Film speed, sharpness and graininess sit in tension. A conventional cubic-grain emulsion buys speed with larger silver halide crystals, and larger crystals print as coarser grain and lower resolution. Tabular-grain technology changed the terms of that trade by altering the shape of the crystal rather than its volume. Engineers could grow predominantly tabular emulsions only from around 1970; the first commercial product to use Kodak’s T-grain technology was the colour negative film Kodacolor VR 1000, announced at Photokina 1982, and the black-and-white T-Max line — T-Max 100 (TMX) and T-Max 400 (TMY) — followed in 1986. The result is a measurable gain in image quality at a given rated speed, paid for with tighter discipline in development.

How a Flat Crystal Catches More Light

A silver halide crystal records exposure across its surface but occupies its mass throughout its volume. In a conventional emulsion the crystals are roughly pebble-like, with a modest ratio of surface area to volume. A tabular grain is grown instead as a thin plate: two parallel twin planes form at the start of crystallisation, growth then proceeds at the edges rather than across the main faces, and the crystal ends up wide and very thin, with a large face diameter relative to its thickness. For a given amount of silver, that flattened geometry presents far more surface area.
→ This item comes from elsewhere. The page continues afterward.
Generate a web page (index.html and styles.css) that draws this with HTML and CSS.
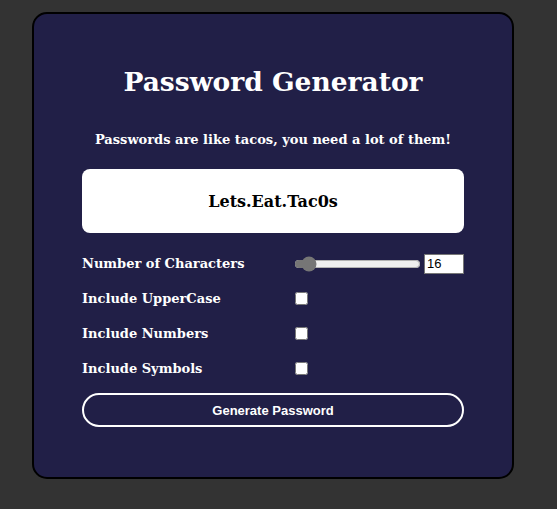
FILE: index.html
```html
<!DOCTYPE html>
<html>
<head>
<meta charset="utf-8">
<link rel="stylesheet" href="styles.css">
</head>
<body>
<div class="card">
  <h1 class="title">Password Generator</h1>
  <p class="subtitle">Passwords are like tacos, you need a lot of them!</p>
  <div class="output">Lets.Eat.Tac0s</div>
  <div class="row first">
    <label class="label">Number of Characters</label>
    <input class="range" type="range" min="8" max="128" value="16">
    <input class="num" type="number" value="16">
  </div>
  <div class="row">
    <label class="label">Include UpperCase</label>
    <input class="check" type="checkbox">
  </div>
  <div class="row">
    <label class="label">Include Numbers</label>
    <input class="check" type="checkbox">
  </div>
  <div class="row">
    <label class="label">Include Symbols</label>
    <input class="check" type="checkbox">
  </div>
  <button class="btn">Generate Password</button>
</div>
</body>
</html>
```
FILE: styles.css
```css
html, body {
  margin: 0;
  padding: 0;
  background: #333333;
}
body {
  padding: 12px 0 0 32px;
  font-family: "DejaVu Serif", "Liberation Serif", serif;
}
.card {
  width: 382px;
  padding: 20px 48px 50px;
  background: #211f47;
  border: 2px solid #000;
  border-radius: 15px;
  color: #fff;
}
.title {
  margin: 30px 0 0;
  text-align: center;
  font-size: 26.5px;
  line-height: 36px;
  font-weight: bold;
}
.subtitle {
  margin: 31px 0 0;
  text-align: center;
  font-size: 13px;
  line-height: 18px;
  font-weight: bold;
}
.output {
  margin-top: 20px;
  height: 64px;
  background: #fff;
  border-radius: 8px;
  color: #000;
  display: flex;
  align-items: center;
  justify-content: center;
  font-size: 16px;
  font-weight: bold;
}
.row {
  display: flex;
  align-items: center;
  height: 35px;
}
.row.first { margin-top: 13px; }
.label {
  width: 210px;
  font-size: 13px;
  font-weight: bold;
}
.range {
  width: 127px;
  margin: 0 2px;
  accent-color: #767676;
}
.num {
  width: 34px;
  height: 18px;
  padding: 0 2px;
  margin: 0 0 0 1px;
  border: 1px solid #767676;
  font-family: Arial, "Liberation Sans", sans-serif;
  font-size: 13px;
}
.check {
  margin: 0 0 0 3px;
  width: 13px;
  height: 13px;
}
.btn {
  display: block;
  width: 100%;
  height: 34px;
  margin-top: 7px;
  background: transparent;
  border: 2px solid #fff;
  border-radius: 17px;
  color: #fff;
  font-family: Arial, "Liberation Sans", sans-serif;
  font-size: 13px;
  font-weight: bold;
}
```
Two consequences follow. First, light sensitivity in a panchromatic emulsion depends on spectral sensitising dyes adsorbed onto the crystal surface; more surface area accepts more dye, so a tabular grain can be sensitised to a higher effective speed without being made larger. Speed is decoupled, in part, from grain size. Second, the flat plates tend to settle parallel to the film base rather than tumbling at random angles, and a layer of aligned plates scatters incident light less than a jumble of compact crystals, so the image-forming light spreads sideways less before it is recorded. The foundational account of this chemistry is Kofron and Booms, Kodak T-Grain Emulsions in Color Films (Journal of the Society of Photographic Science and Technology of Japan, 1986); Kodak’s own T-Max literature attributes the line’s sharpness and fine grain to the same T-Grain structure.

What the Numbers Buy You

The payoff is concrete in the datasheet. Kodak’s F-4016 sheet rates T-Max 100 at ISO 100/21° and lists a diffuse RMS granularity of 8, read at a net diffuse density of 1.00 through a 48-micrometre aperture at 12X. Resolving power is given twice, because it depends on subject contrast: 63 lines/mm at a test-object contrast of 1.6:1 (a low-contrast subject) and 200 lines/mm at a contrast of 1000:1 (high contrast), measured by a method close to ISO 6328.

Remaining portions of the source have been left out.